» Given data:

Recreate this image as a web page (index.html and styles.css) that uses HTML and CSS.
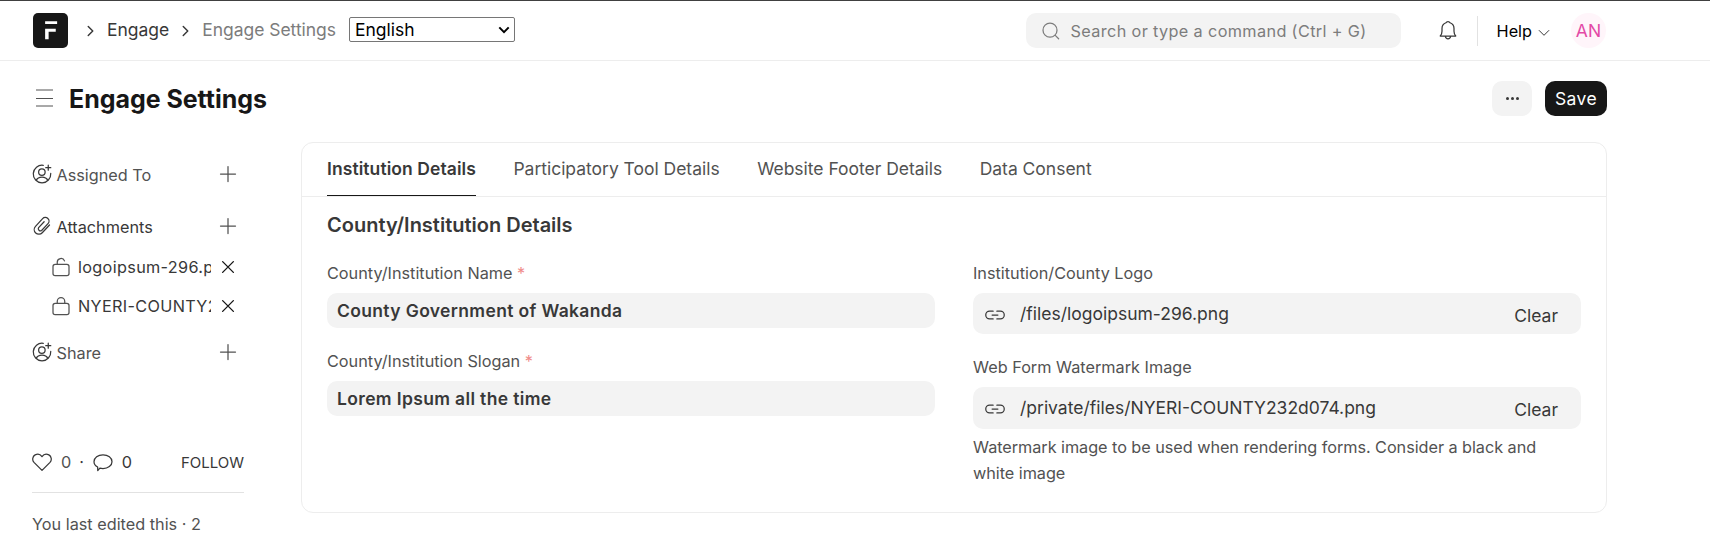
FILE: index.html
```html
<!DOCTYPE html>
<html lang="en">
<head>
<meta charset="utf-8">
<title>Engage Settings</title>
<link rel="stylesheet" href="styles.css">
</head>
<body>
<svg class="defs" width="0" height="0">
  <symbol id="i-assign" viewBox="0 0 16 16"><path d="M15 7.500A7 7 0 1 1 9 1.070M3.300 13.100c.8-1.700 2.600-2.600 4.700-2.600s3.900.9 4.700 2.600M13 .9v4M11 2.900h4"/><circle cx="7.900" cy="6.400" r="2.600"/></symbol>
  <symbol id="i-plus" viewBox="0 0 16 16"><path d="M8 2v12M2 8h12"/></symbol>
  <symbol id="i-x" viewBox="0 0 16 16"><path d="M3.700 3.700l8.600 8.600M12.300 3.700l-8.600 8.600"/></symbol>
  <symbol id="i-link" viewBox="0 0 16 16"><path d="M6.500 4.900H3.700a3.100 3.100 0 0 0 0 6.200h2.800M9.500 4.900h2.800a3.100 3.100 0 0 1 0 6.200H9.500M5.700 8h4.600"/></symbol>
  <symbol id="i-chev" viewBox="0 0 8 12"><path d="M2 2l4 4-4 4"/></symbol>
</svg>
<header class="navbar">
  <svg class="logo" viewBox="0 0 28 28"><rect width="28" height="28" rx="4"/><path d="M9.700 6.500h9.600v2.300H9.700zM9.700 12.500h8.500v2.400h-5.700v6H9.700z" class="mark"/></svg>
  <nav class="crumbs">
    <svg class="icon crumb-sep"><use href="#i-chev"/></svg><a class="crumb">Engage</a>
    <svg class="icon crumb-sep second"><use href="#i-chev"/></svg><span class="crumb muted">Engage Settings</span>
  </nav>
  <div class="lang-wrap"><select class="lang"><option>English</option></select><svg class="icon lang-arrow" viewBox="0 0 12 8"><path d="M1.300 1.400L6 6.100l4.700-4.700"/></svg></div>
  <div class="search">
    <svg class="icon s20" viewBox="0 0 16 16"><circle cx="7.200" cy="7.300" r="5.600"/><path d="M11.400 11.500l2.700 2.700"/></svg>
    <span>Search or type a command (Ctrl + G)</span>
  </div>
  <svg class="icon bell" viewBox="0 0 16 16"><path d="M1.800 12.400c1-1.100 1.400-2.200 1.400-3.800V6.300a4.800 4.800 0 0 1 3.200-4.500c.3-.7.900-1 1.600-1s1.300.3 1.600 1a4.800 4.800 0 0 1 3.200 4.500v2.300c0 1.600.4 2.700 1.400 3.800zM5.900 12.600c.2 1.400 1 2.100 2.100 2.100s1.900-.7 2.100-2.100"/></svg>
  <span class="vline"></span>
  <span class="help">Help</span>
  <svg class="icon help-chev" viewBox="0 0 12 8"><path d="M1.200 1.500L6 6.300l4.800-4.800"/></svg>
  <span class="avatar">AN</span>
</header>
<div class="page-head">
  <svg class="icon burger" viewBox="0 0 17 18"><path d="M0 1h17M0 9.500h17M0 17h17"/></svg>
  <h1>Engage Settings</h1>
  <button class="btn more"><i></i><i></i><i></i></button>
  <button class="btn save">Save</button>
</div>
<main class="layout">
  <aside class="sidebar">
    <div class="side-row"><svg class="icon s20 dark"><use href="#i-assign"/></svg><span>Assigned To</span><svg class="icon s20 end"><use href="#i-plus"/></svg></div>
    <div class="side-row attach"><svg class="icon s20 dark" viewBox="0 0 16 16"><path d="M14 7.200l-5.800 6.200a3.700 3.700 0 0 1-5.400-5.100L8.500 2.100a2.900 2.900 0 0 1 4.200-.1 2.900 2.900 0 0 1 .1 4.100l-5.100 5.500a1.700 1.700 0 0 1-2.400-2.300l4.400-4.700"/></svg><span>Attachments</span><svg class="icon s20 end"><use href="#i-plus"/></svg></div>
    <div class="file-row"><svg class="icon s20" viewBox="0 0 16 16"><rect x="1.600" y="5.800" width="12.800" height="9" rx="1.700"/><path d="M5 5.800V4.100a3 3 0 0 1 5.800-1"/></svg><span>logoipsum-296.png</span><svg class="icon s20 end"><use href="#i-x"/></svg></div>
    <div class="file-row"><svg class="icon s20" viewBox="0 0 16 16"><rect x="1.600" y="5.800" width="12.800" height="9" rx="1.700"/><path d="M5 5.800V4.300a3 3 0 0 1 6 0v1.500"/></svg><span>NYERI-COUNTY232d074.png</span><svg class="icon s20 end"><use href="#i-x"/></svg></div>
    <div class="side-row share"><svg class="icon s20 dark"><use href="#i-assign"/></svg><span>Share</span><svg class="icon s20 end"><use href="#i-plus"/></svg></div>
    <div class="stats">
      <svg class="icon s20 dark" viewBox="0 0 16 16"><path d="M8 14.700L1.600 8.300C-.1 6.400.4 3.500 2.500 2.300 4.400 1.300 6.700 1.800 8 3.700c1.300-1.900 3.600-2.400 5.500-1.400 2.100 1.200 2.600 4.100.9 6z"/></svg>
      <span class="likes">0</span><span class="dot">·</span>
      <svg class="icon s20 dark" viewBox="0 0 16 16"><path d="M8 2.200c4 0 7.200 2.400 7.200 5.500S12 13.200 8 13.200c-.9 0-1.700-.1-2.500-.3L3.800 14.900l-.1-2.900C1.900 11 .8 9.500.8 7.700.8 4.600 4 2.200 8 2.200z"/></svg>
      <span class="comments">0</span><span class="follow">FOLLOW</span>
    </div>
    <p class="edited">You last edited this · 2</p>
  </aside>
  <section class="card">
    <div class="tabs"><a class="tab active">Institution Details</a><a class="tab">Participatory Tool Details</a><a class="tab">Website Footer Details</a><a class="tab">Data Consent</a></div>
    <div class="card-body">
      <h2>County/Institution Details</h2>
      <div class="cols">
        <div class="col">
          <label>County/Institution Name <b>*</b></label>
          <div class="field">County Government of Wakanda</div>
          <label>County/Institution Slogan <b>*</b></label>
          <div class="field">Lorem Ipsum all the time</div>
        </div>
        <div class="col">
          <label>Institution/County Logo</label>
          <div class="field file"><svg class="icon s20"><use href="#i-link"/></svg><span>/files/logoipsum-296.png</span><span class="clear">Clear</span></div>
          <label>Web Form Watermark Image</label>
          <div class="field file tall"><svg class="icon s20"><use href="#i-link"/></svg><span>/private/files/NYERI-COUNTY232d074.png</span><span class="clear">Clear</span></div>
          <p class="hint">Watermark image to be used when rendering forms. Consider a black and white image</p>
        </div>
      </div>
    </div>
  </section>
</main>
</body>
</html>
```
FILE: styles.css
```css
* { box-sizing: border-box; }
body { margin: 0; height: 539px; overflow: hidden; background: #fff; color: #383838; font-family: Inter, "Liberation Sans", sans-serif; font-size: 16.25px; font-weight: 420; }
h1, h2, p { margin: 0; }
.defs { display: none; }
.icon { display: block; flex: none; fill: none; stroke: #525252; stroke-width: 1; stroke-linecap: round; stroke-linejoin: round; }
.s20 { width: 20px; height: 20px; }
.dark { stroke: #383838; }
.navbar { display: flex; align-items: center; height: 61px; padding: 0 104px 0 33px; border-top: 1px solid #404040; border-bottom: 1px solid #ededed; font-size: 17.5px; }
.logo { width: 35px; height: 35px; fill: #171717; }
.mark { fill: #fff; }
.crumbs { display: flex; align-items: center; margin-left: 18px; }
.crumb-sep { width: 9px; height: 14px; margin-right: 12px; stroke: #383838; stroke-width: 1.300; }
.crumb-sep.second { margin-left: 12px; }
.crumb { height: 24px; margin-bottom: 2px; letter-spacing: -0.03px; line-height: 24px; }
.crumb.muted { color: #7c7c7c; }
.lang-wrap { position: relative; margin: 0 0 2px 13px; }
.lang { display: block; width: 166px; height: 25px; padding: 0 0 0 5px; border: 1px solid #767676; border-radius: 2px; background: #fff; color: #000; font: 400 17.5px/23px Inter, sans-serif; appearance: none; }
.lang-arrow { position: absolute; top: 9px; right: 5px; width: 12px; height: 8px; stroke: #000; stroke-width: 2; stroke-linecap: butt; stroke-linejoin: miter; }
.search { display: flex; align-items: center; gap: 10px; width: 375px; height: 35px; margin-left: auto; padding-left: 15px; border-radius: 10px; background: #f3f3f3; color: #7c7c7c; font-size: 16.25px; letter-spacing: 0.022em; }
.search .icon { stroke: #7c7c7c; }
.bell { width: 20px; height: 21px; margin-left: 37px; stroke: #383838; }
.vline { width: 1px; height: 30px; margin-left: 19px; background: #e2e2e2; }
.help { margin-left: 19px; color: #000; font-size: 16.25px; }
.help-chev { width: 12px; height: 8px; margin: 4px 0 0 6px; stroke: #383838; }
.avatar { width: 35px; height: 35px; margin-left: 21px; border-radius: 50%; background: #fff5fa; color: #e34aa6; line-height: 35px; text-align: center; }
.page-head { display: flex; align-items: center; height: 74px; padding: 0 103px 0 36px; }
.burger { width: 17px; height: 18px; stroke-linecap: butt; stroke: #525252; }
h1 { margin: 2px 0 0 16px; color: #171717; font-size: 25px; font-weight: 700; letter-spacing: -0.04px; }
.btn { display: flex; align-items: center; justify-content: center; height: 35px; padding: 0; border: 0; border-radius: 10px; font: 420 17.5px Inter, sans-serif; letter-spacing: 0.02em; }
.more { width: 40px; gap: 2px; margin-left: auto; background: #f3f3f3; }
.more i { width: 3px; height: 3px; border-radius: 50%; background: #383838; }
.save { width: 62px; margin-left: 13px; background: #171717; color: #fff; }
.layout { display: flex; padding: 7px 103px 0 32px; }
.sidebar { width: 212px; margin-right: 57px; padding-top: 19px; }
.side-row, .file-row { display: flex; align-items: center; height: 26px; }
.side-row { gap: 4.5px; color: #525252; }
.side-row > span { padding-top: 2px; }
.end { margin-left: auto; margin-right: 6px; }
.attach { margin-top: 26px; color: #383838; }
.file-row { gap: 7px; height: 39px; padding-left: 19px; letter-spacing: 0.02em; }
.attach + .file-row { margin-top: 8px; }
.file-row > span { width: 134px; overflow: hidden; white-space: nowrap; }
.file-row .end { stroke: #171717; stroke-width: 1.100; }
.share { margin-top: 14px; }
.stats { display: flex; align-items: center; height: 61px; margin-top: 67px; border-bottom: 1px solid #e2e2e2; }
.likes { margin-left: 9px; color: #525252; }
.dot { width: 5px; margin: 0 9px 0 8px; }
.comments { margin-left: 8.5px; }
.follow { margin-left: auto; font-size: 15px; }
.edited { margin-top: 21px; color: #525252; line-height: 20px; }
.card { width: 1306px; height: 371px; border: 1px solid #ededed; border-radius: 12px; }
.tabs { display: flex; gap: 37.5px; height: 54px; padding: 0 25px; border-bottom: 1px solid #ededed; font-size: 17.5px; }
.tab { height: 53px; color: #525252; letter-spacing: -0.02px; line-height: 51px; }
.tab.active { border-bottom: 1px solid #171717; color: #383838; font-weight: 600; letter-spacing: 0.08px; }
.card-body { padding: 15px 25px 0; }
h2 { height: 26px; font-size: 20px; font-weight: 600; line-height: 26px; }
.cols { display: grid; grid-template-columns: 1fr 1fr; gap: 38px; margin-top: 25px; }
label { display: block; height: 20px; margin-bottom: 10px; color: #525252; line-height: 20px; }
label b { color: #f08c8a; font-weight: 420; }
.field { display: flex; align-items: center; height: 35px; margin-bottom: 23px; padding-left: 10px; border-radius: 10px; background: #f3f3f3; font-size: 17.5px; font-weight: 600; letter-spacing: 0.02em; }
.file { height: 41px; padding: 0 23px 0 12px; font-weight: 420; letter-spacing: 0; }
.file > span { margin-left: 15px; }
.file .icon { margin-top: 3px; stroke: #383838; }
.file .clear { margin: 3px 0 0 auto; }
.tall { height: 42px; margin-bottom: 5px; padding-bottom: 1px; }
.hint { color: #525252; letter-spacing: -0.05px; line-height: 26px; }
```
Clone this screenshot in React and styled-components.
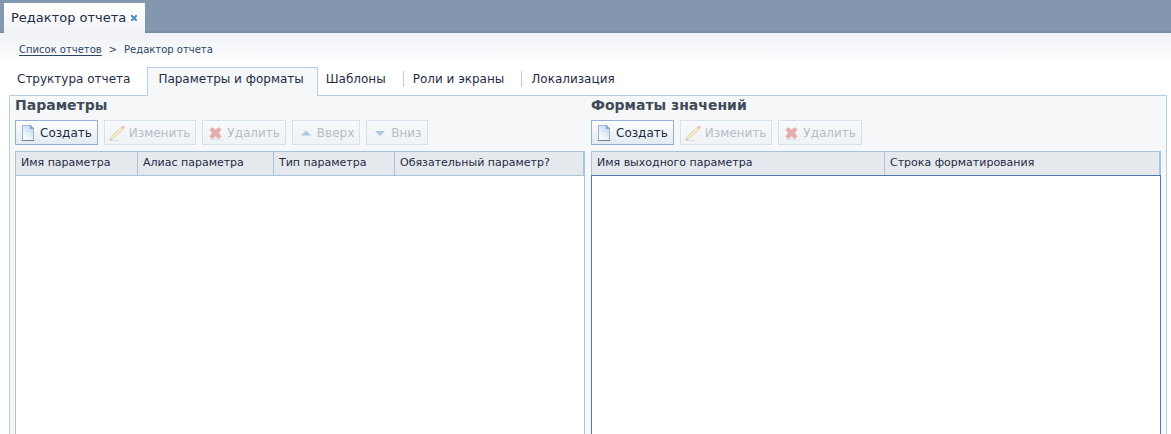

» Task instructions: Where does the word "this" appear? Return each line that holds it.

» Reply to the task:
Recreate this image as a web page (index.html and styles.css) that uses HTML and CSS.
    <p class="edited">You last edited this · 2</p>
Clone this screenshot in React and styled-components.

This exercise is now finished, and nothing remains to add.